The three inefficient leagues are Serie A, the Greek Super League, and the Portuguese Primeira Liga. Bundesliga sits firmly in the "efficient" column, alongside the Premier League, La Liga, Eredivisie, and five others. When Tomas read this out during the team call, there was a solid ten seconds of silence. The kind where everyone's simultaneously googling the same thing to see if he's wrong.
He wasn't. Multiple citing papers confirm it. The Bundesliga betting market, at least from 2006 to 2017, processes information efficiently enough that simple forecast-based strategies don't generate abnormal returns after bookmaker commissions.
Now — before anyone panics — there's a subtlety here that Raj was the first to point out. Angelini tested market-level efficiency using a specific forecast-based framework. Wilkens used an entirely different approach (xG models with isotonic calibration) and found profits in a partially overlapping time window. These aren't necessarily contradictory. A market can be efficient against one class of strategies and still have pockets of exploitable signal for another. It's like saying "nobody can consistently beat this chess engine" and then watching someone do it with an unconventional opening that the engine hasn't seen before.
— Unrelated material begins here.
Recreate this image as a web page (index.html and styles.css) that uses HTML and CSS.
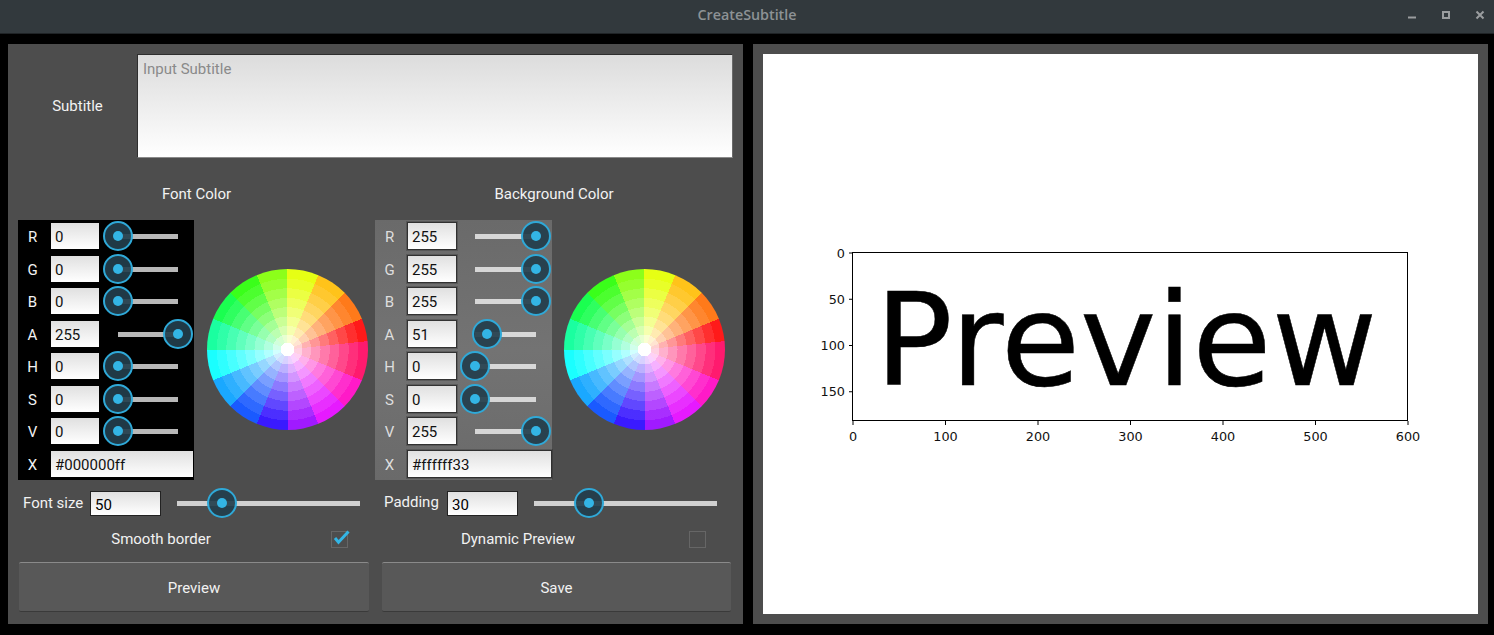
FILE: index.html
```html
<!DOCTYPE html>
<html lang="en">
<head>
<meta charset="utf-8">
<title>CreateSubtitle</title>
<link rel="stylesheet" href="styles.css">
</head>
<body>
<header class="titlebar">
  <span class="title">CreateSubtitle</span>
  <div class="wm">
    <svg class="wm-icon" viewBox="0 0 10 10"><path d="M1 7.5H9" class="wm-line"/></svg>
    <svg class="wm-icon" viewBox="0 0 10 10"><path d="M2 2H8V8H2Z" class="wm-line"/></svg>
    <svg class="wm-icon" viewBox="0 0 10 10"><path d="M1.5 1.5L8.5 8.5M8.5 1.5L1.5 8.5" class="wm-line"/></svg>
  </div>
</header>
<main class="main">
  <section class="panel controls">
    <div class="subtitle-row">
      <label class="subtitle-label">Subtitle</label>
      <textarea class="subtitle-input" placeholder="Input Subtitle"></textarea>
    </div>
    <div class="heads">
      <div class="head head-a">Font Color</div>
      <div class="head head-b">Background Color</div>
    </div>
    <div class="colors">
      <div class="color-col col-a">
        <div class="channels ch-black">
          <div class="ch"><span class="ch-l">R</span><input class="field" value="0"><div class="slider"><div class="track"></div><div class="thumb" style="left:0%"></div></div></div>
          <div class="ch"><span class="ch-l">G</span><input class="field" value="0"><div class="slider"><div class="track"></div><div class="thumb" style="left:0%"></div></div></div>
          <div class="ch"><span class="ch-l">B</span><input class="field" value="0"><div class="slider"><div class="track"></div><div class="thumb" style="left:0%"></div></div></div>
          <div class="ch"><span class="ch-l">A</span><input class="field" value="255"><div class="slider"><div class="track"></div><div class="thumb" style="left:100%"></div></div></div>
          <div class="ch"><span class="ch-l">H</span><input class="field" value="0"><div class="slider"><div class="track"></div><div class="thumb" style="left:0%"></div></div></div>
          <div class="ch"><span class="ch-l">S</span><input class="field" value="0"><div class="slider"><div class="track"></div><div class="thumb" style="left:0%"></div></div></div>
          <div class="ch"><span class="ch-l">V</span><input class="field" value="0"><div class="slider"><div class="track"></div><div class="thumb" style="left:0%"></div></div></div>
          <div class="ch"><span class="ch-l">X</span><input class="field field-wide" value="#000000ff"></div>
        </div>
        <div class="wheel"><div class="wheel-rings"></div></div>
      </div>
      <div class="color-col col-b">
        <div class="channels ch-grey">
          <div class="ch"><span class="ch-l">R</span><input class="field" value="255"><div class="slider"><div class="track"></div><div class="thumb" style="left:100%"></div></div></div>
          <div class="ch"><span class="ch-l">G</span><input class="field" value="255"><div class="slider"><div class="track"></div><div class="thumb" style="left:100%"></div></div></div>
          <div class="ch"><span class="ch-l">B</span><input class="field" value="255"><div class="slider"><div class="track"></div><div class="thumb" style="left:100%"></div></div></div>
          <div class="ch"><span class="ch-l">A</span><input class="field" value="51"><div class="slider"><div class="track"></div><div class="thumb" style="left:20%"></div></div></div>
          <div class="ch"><span class="ch-l">H</span><input class="field" value="0"><div class="slider"><div class="track"></div><div class="thumb" style="left:0%"></div></div></div>
          <div class="ch"><span class="ch-l">S</span><input class="field" value="0"><div class="slider"><div class="track"></div><div class="thumb" style="left:0%"></div></div></div>
          <div class="ch"><span class="ch-l">V</span><input class="field" value="255"><div class="slider"><div class="track"></div><div class="thumb" style="left:100%"></div></div></div>
          <div class="ch"><span class="ch-l">X</span><input class="field field-wide" value="#ffffff33"></div>
        </div>
        <div class="wheel"><div class="wheel-rings"></div></div>
      </div>
    </div>
    <div class="sizes">
      <div class="size size-a">
        <span class="size-l">Font size</span>
        <input class="num" value="50">
        <div class="slider big"><div class="track"></div><div class="thumb" style="left:24.6%"></div></div>
      </div>
      <div class="size size-b">
        <span class="size-l">Padding</span>
        <input class="num" value="30">
        <div class="slider big"><div class="track"></div><div class="thumb" style="left:30.2%"></div></div>
      </div>
    </div>
    <div class="checks">
      <div class="check">
        <span class="check-l">Smooth border</span>
        <span class="box">
          <svg class="tick" viewBox="0 0 20 20"><path d="M4 9L7.5 13.2L17.5 2.5"/></svg>
        </span>
      </div>
      <div class="check check-b">
        <span class="check-l">Dynamic Preview</span>
        <span class="box"></span>
      </div>
    </div>
    <div class="buttons">
      <button class="btn btn-a">Preview</button>
      <button class="btn btn-b">Save</button>
    </div>
  </section>
  <section class="panel output">
    <div class="canvas">
      <svg class="plot" viewBox="0 0 715 560">
        <text class="big-text" x="112" y="331">Preview</text>
        <rect class="axes" x="89.5" y="198.5" width="555" height="168"/>
        <path class="ticks" d="M90 367v4M182.500 367v4M275 367v4M367.500 367v4M460 367v4M552.500 367v4M645 367v4M86 199h4M86 245.250h4M86 291.500h4M86 337.750h4"/>
        <text class="tx" x="90" y="387">0</text>
        <text class="tx" x="182.500" y="387">100</text>
        <text class="tx" x="275" y="387">200</text>
        <text class="tx" x="367.500" y="387">300</text>
        <text class="tx" x="460" y="387">400</text>
        <text class="tx" x="552.500" y="387">500</text>
        <text class="tx" x="645" y="387">600</text>
        <text class="ty" x="82" y="203.500">0</text>
        <text class="ty" x="82" y="250">50</text>
        <text class="ty" x="82" y="296">100</text>
        <text class="ty" x="82" y="342">150</text>
      </svg>
    </div>
  </section>
</main>
</body>
</html>
```
FILE: styles.css
```css
* { box-sizing: border-box; }
html, body { margin: 0; height: 100%; overflow: hidden; }
body {
  background: #000;
  font-family: Roboto, "Liberation Sans", sans-serif;
  font-size: 15px;
  color: #f2f2f2;
  display: flex;
  flex-direction: column;
}
.titlebar {
  height: 34px;
  flex: none;
  background: #32393d;
  border-bottom: 1px solid #1f2326;
  display: flex;
  align-items: center;
  justify-content: center;
  position: relative;
}
.title {
  font-family: "Open Sans", sans-serif;
  font-weight: 600;
  font-size: 14.3px;
  color: #8d9295;
  position: relative;
  top: -2px;
}
.wm {
  position: absolute;
  right: 9px;
  top: 10px;
  display: flex;
  gap: 24px;
}
.wm-icon { width: 10px; height: 10px; display: block; }
.wm-line { fill: none; stroke: #9a9d9f; stroke-width: 2; }

.main {
  flex: 1;
  display: flex;
  gap: 10px;
  padding: 10px 6px 11px 8px;
  min-height: 0;
}
.panel { background: #4d4d4d; }
.controls {
  width: 735px;
  flex: none;
  padding: 10px 10px 0 10px;
}
.output {
  flex: 1;
  padding: 10px;
  display: flex;
}

.subtitle-row { display: flex; height: 104px; }
.subtitle-label {
  width: 119px;
  flex: none;
  text-align: center;
  align-self: center;
}
.subtitle-input {
  flex: 1;
  resize: none;
  margin: 0;
  outline: none;
  border: 1px solid #2e2e2e;
  border-bottom-color: #8a8a8a;
  border-right-color: #6a6a6a;
  padding: 4px 5px;
  background: linear-gradient(#dcdcdc, #ffffff);
  background-clip: padding-box;
  font: 15px/20px Roboto, sans-serif;
  color: #000;
}
.subtitle-input::placeholder { color: #8a8a8a; opacity: 1; }

.heads { display: flex; height: 62px; }
.head { padding-top: 26px; text-align: center; line-height: 20px; }
.head-a { width: 357px; }
.head-b { flex: 1; }

.colors { display: flex; height: 260px; }
.color-col { display: flex; align-items: flex-start; }
.col-a { width: 357px; }
.col-b { flex: 1; }
.channels { width: 176px; height: 260px; flex: none; }
.ch-black { background: #000; }
.ch-grey { background: linear-gradient(#6a6a6a, #737373 50%, #6a6a6a); width: 177px; }
.ch { height: 32.5px; display: flex; align-items: center; }
.ch-l { width: 29px; margin-right: 3px; padding-top: 2px; text-align: center; flex: none; }
.ch-grey .ch-l { color: #dedede; }
.field {
  width: 50px;
  height: 28px;
  flex: none;
  margin: 0;
  border: 1px solid rgba(0, 0, 0, .55);
  padding: 2px 4px 0;
  outline: none;
  background: linear-gradient(#e0e0e0, #ffffff);
  background-clip: padding-box;
  font: 15px Roboto, sans-serif;
  color: #111;
}
.ch-grey .field { box-shadow: 0 0 0 1px rgba(0, 0, 0, .18); }
.field-wide { flex: 1; width: auto; min-width: 0; }
.slider { position: relative; height: 30px; flex: 1; margin: 0 16px 0 18px; }
.track {
  position: absolute;
  left: 0;
  right: 0;
  top: 50%;
  height: 5px;
  margin-top: -2px;
  background: rgba(255, 255, 255, .72);
}
.thumb {
  position: absolute;
  top: 0;
  width: 30px;
  height: 30px;
  margin-left: -15px;
  border-radius: 50%;
  border: 2px solid #2fa9d8;
  background: rgba(35, 62, 76, .92);
}
.thumb::after {
  content: "";
  position: absolute;
  left: 8px;
  top: 8px;
  width: 10px;
  height: 10px;
  border-radius: 50%;
  background: #33b5e5;
}

.wheel {
  width: 161px;
  height: 161px;
  flex: none;
  margin: 49px 0 0 13px;
  border-radius: 50%;
  overflow: hidden;
  background: conic-gradient(
    #e6ff14 0 22.5deg, #ffc31a 0 45deg, #ff7a1a 0 67.5deg, #ff1a1a 0 84deg,
    #ff1a6e 0 112.5deg, #ff1ac8 0 135deg, #e61aff 0 157.5deg, #a01aff 0 180deg,
    #3a1aff 0 202.5deg, #1a5aff 0 225deg, #1aa8ff 0 247.5deg, #1affff 0 270deg,
    #1affa0 0 292.5deg, #1aff50 0 315deg, #3aff1a 0 337.5deg, #8cff1a 0 360deg);
}
.col-b .wheel { margin-left: 12px; }
.wheel-rings {
  width: 100%;
  height: 100%;
  background: radial-gradient(circle closest-side,
    #fff 0 8.6%,
    rgba(255,255,255,.80) 0 18.5%,
    rgba(255,255,255,.66) 0 29.5%,
    rgba(255,255,255,.54) 0 41%,
    rgba(255,255,255,.42) 0 52.5%,
    rgba(255,255,255,.31) 0 64%,
    rgba(255,255,255,.20) 0 76%,
    rgba(255,255,255,.09) 0 88%,
    rgba(255,255,255,0) 0 100%);
}

.sizes { display: flex; height: 46px; }
.size { display: flex; align-items: flex-start; padding-top: 8px; }
.size-a { width: 357px; padding-left: 5px; }
.size-b { flex: 1; padding-left: 9px; }
.size-l { line-height: 30px; margin-right: 6px; width: 61px; white-space: nowrap; }
.size-b .size-l { width: 53px; margin-right: 10px; line-height: 28px; }
.num {
  width: 71px;
  height: 25px;
  flex: none;
  margin: 3px 0 0;
  border: 1px solid #222;
  padding: 3px 4px 0;
  outline: none;
  background: linear-gradient(#e0e0e0, #ffffff);
  background-clip: padding-box;
  font: 15px Roboto, sans-serif;
  color: #000;
}
.slider.big { flex: none; width: 183px; margin: 0 0 0 16px; }
.slider.big .track { background: #d0d0d0; }

.checks { display: flex; height: 26px; }
.check { width: 357px; display: flex; align-items: center; }
.check-b { width: auto; flex: 1; }
.check-l { width: 286px; text-align: center; flex: none; }
.box {
  width: 17px;
  height: 17px;
  margin-left: 27px;
  border: 1px solid #666;
  position: relative;
  flex: none;
}
.check-b .box { margin-left: 28px; }
.tick {
  position: absolute;
  left: -1px;
  top: -3px;
  width: 20px;
  height: 20px;
  overflow: visible;
}
.tick path { fill: none; stroke: #33b5e5; stroke-width: 3; }

.buttons { display: flex; gap: 13px; margin: 10px 0 0 1px; }
.btn {
  height: 50px;
  margin: 0;
  border: 0;
  border-top: 1px solid #8a8a8a;
  border-bottom: 1px solid #3a3a3a;
  border-radius: 2px;
  padding: 2px 0 0;
  background: #585858;
  color: #f2f2f2;
  font: 15px Roboto, sans-serif;
}
.btn-a { width: 350px; }
.btn-b { width: 349px; }

.canvas { flex: 1; background: #fff; }
.plot { display: block; width: 100%; height: 100%; }
.big-text { font: 129px "DejaVu Sans", sans-serif; fill: #000; stroke: #000; stroke-width: .5px; }
.axes { fill: none; stroke: #000; stroke-width: 1; }
.ticks { fill: none; stroke: #000; stroke-width: 1; }
.tx, .ty { font: 12.8px "DejaVu Sans", sans-serif; fill: #111; }
.tx { text-anchor: middle; }
.ty { text-anchor: end; }
```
Still. The foundation we built our enthusiasm on just developed a crack. We're not abandoning the project, but the Kool-Aid has been diluted.
The Parts That Actually Went Well
Preconditions three and four were about data availability. These passed cleanly.
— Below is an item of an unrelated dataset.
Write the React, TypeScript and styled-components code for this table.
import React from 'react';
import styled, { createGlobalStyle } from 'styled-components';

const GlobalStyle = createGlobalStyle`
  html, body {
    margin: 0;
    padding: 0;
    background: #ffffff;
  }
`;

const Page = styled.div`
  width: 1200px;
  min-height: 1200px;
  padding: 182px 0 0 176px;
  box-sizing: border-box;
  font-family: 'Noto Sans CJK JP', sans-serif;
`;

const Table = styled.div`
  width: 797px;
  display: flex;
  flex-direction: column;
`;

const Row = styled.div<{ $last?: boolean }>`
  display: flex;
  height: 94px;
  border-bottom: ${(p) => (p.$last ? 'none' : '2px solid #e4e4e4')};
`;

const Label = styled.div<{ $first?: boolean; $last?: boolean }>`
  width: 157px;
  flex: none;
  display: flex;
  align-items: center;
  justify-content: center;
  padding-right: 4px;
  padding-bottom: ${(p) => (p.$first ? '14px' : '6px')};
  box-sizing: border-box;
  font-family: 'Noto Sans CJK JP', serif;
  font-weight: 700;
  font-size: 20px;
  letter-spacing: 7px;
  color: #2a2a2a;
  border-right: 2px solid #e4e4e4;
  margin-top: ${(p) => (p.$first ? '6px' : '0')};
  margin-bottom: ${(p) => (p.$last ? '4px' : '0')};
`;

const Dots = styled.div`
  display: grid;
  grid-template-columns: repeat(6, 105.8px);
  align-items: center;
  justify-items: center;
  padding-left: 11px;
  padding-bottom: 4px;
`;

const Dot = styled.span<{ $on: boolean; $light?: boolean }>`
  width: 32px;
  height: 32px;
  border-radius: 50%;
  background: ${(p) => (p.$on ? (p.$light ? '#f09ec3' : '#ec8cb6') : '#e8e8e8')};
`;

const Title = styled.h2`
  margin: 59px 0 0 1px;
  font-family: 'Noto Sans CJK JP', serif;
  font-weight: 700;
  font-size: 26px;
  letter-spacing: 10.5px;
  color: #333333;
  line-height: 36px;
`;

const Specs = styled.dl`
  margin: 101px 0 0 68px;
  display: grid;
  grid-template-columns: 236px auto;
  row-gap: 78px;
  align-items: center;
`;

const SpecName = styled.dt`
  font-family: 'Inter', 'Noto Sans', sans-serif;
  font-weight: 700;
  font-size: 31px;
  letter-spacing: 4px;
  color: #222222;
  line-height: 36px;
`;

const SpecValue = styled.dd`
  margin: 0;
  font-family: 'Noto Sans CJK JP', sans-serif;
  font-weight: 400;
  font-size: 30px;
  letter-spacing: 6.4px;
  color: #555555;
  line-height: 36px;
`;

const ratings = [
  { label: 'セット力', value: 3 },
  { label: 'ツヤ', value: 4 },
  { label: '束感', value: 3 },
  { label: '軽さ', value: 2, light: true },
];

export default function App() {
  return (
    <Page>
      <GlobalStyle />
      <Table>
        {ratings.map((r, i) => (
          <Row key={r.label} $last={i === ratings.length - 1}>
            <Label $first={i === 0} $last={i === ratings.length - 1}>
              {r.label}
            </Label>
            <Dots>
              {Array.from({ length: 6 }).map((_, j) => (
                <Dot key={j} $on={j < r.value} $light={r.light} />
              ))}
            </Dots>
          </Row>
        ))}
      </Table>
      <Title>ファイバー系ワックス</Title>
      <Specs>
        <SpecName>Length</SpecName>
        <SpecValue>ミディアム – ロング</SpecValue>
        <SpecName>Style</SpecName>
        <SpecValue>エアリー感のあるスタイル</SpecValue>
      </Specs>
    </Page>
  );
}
For xG data, FBref died in January when Opta pulled their contract. But Understat covers Bundesliga back to 2014/15 — eleven full seasons of shot-level expected goals data, accessible via a Python API. It's the same source Wilkens used. If we decide to build an xG model, the data's there.
For odds quality, we wrote a validation script comparing Pinnacle closing odds against Bet365 across every match in football-data.co.uk's files. Bundesliga came out as the most reliable league in the entire dataset: 1.0% average divergence for 2024/25, 1.2% for the current season. Well within the 2% threshold that Marcus set as our quality bar. The Turkish league, by contrast, averaged over 2% — meaning the Pinnacle numbers there might not be trustworthy enough for serious CLV tracking.
One wrinkle: Pinnacle data stopped appearing in the Bundesliga file after January 15, 2026. About 28% of recent matches are missing Pinnacle odds entirely. Could be a temporary collection lag on football-data.co.uk's end. Could be a permanent change in their data sourcing. Either way, it's a risk we need to monitor. If Pinnacle odds disappear from fd.co.uk permanently, we lose our primary tool for measuring whether we're actually beating the market.
Meanwhile, in NBA Land
The NBA model keeps running. Thirty-nine bets in, ROI sitting at -2.9%, CLV at +1.0%. The cron jobs fire every morning — picks get posted, results get tracked, closing odds get scraped. Zero human intervention required. It's the most disciplined we've ever been, mostly because none of us are touching it.
What we are doing is reconnaissance. Budget's tight — we ran through API credits faster than expected during the ELO experiments, and the fourteen failed hypotheses weren't free. So instead of burning resources on more NBA model iterations, we're using the downtime to scout. Reading papers, downloading free datasets, writing validation scripts that cost nothing to run. Every CSV from football-data.co.uk is a free education in how another market works.
The bet count keeps climbing toward the 30-Pinnacle threshold where we'll run a proper statistical test on CLV. If the number's still negative at that point, we'll have a conversation about whether the NBA model is worth keeping alive at all. For now, it earns its keep by generating daily content and giving us something to show while we build what comes next.
Tomas wants to run a full team review of the Angelini findings before we commit to Phase 2 — the actual Bundesliga backtesting. Given his track record of being annoyingly correct, we'll probably do that. The question isn't whether to proceed. It's whether to proceed with the same level of confidence we had two weeks ago, or with the appropriately reduced expectations that come from learning your favorite academic citation doesn't actually support your thesis.
Disclaimer: This blog documents a sports analytics research project. Nothing here constitutes advice of any kind. Our model's live ROI is negative. Bet responsibly — or better yet, don't bet at all.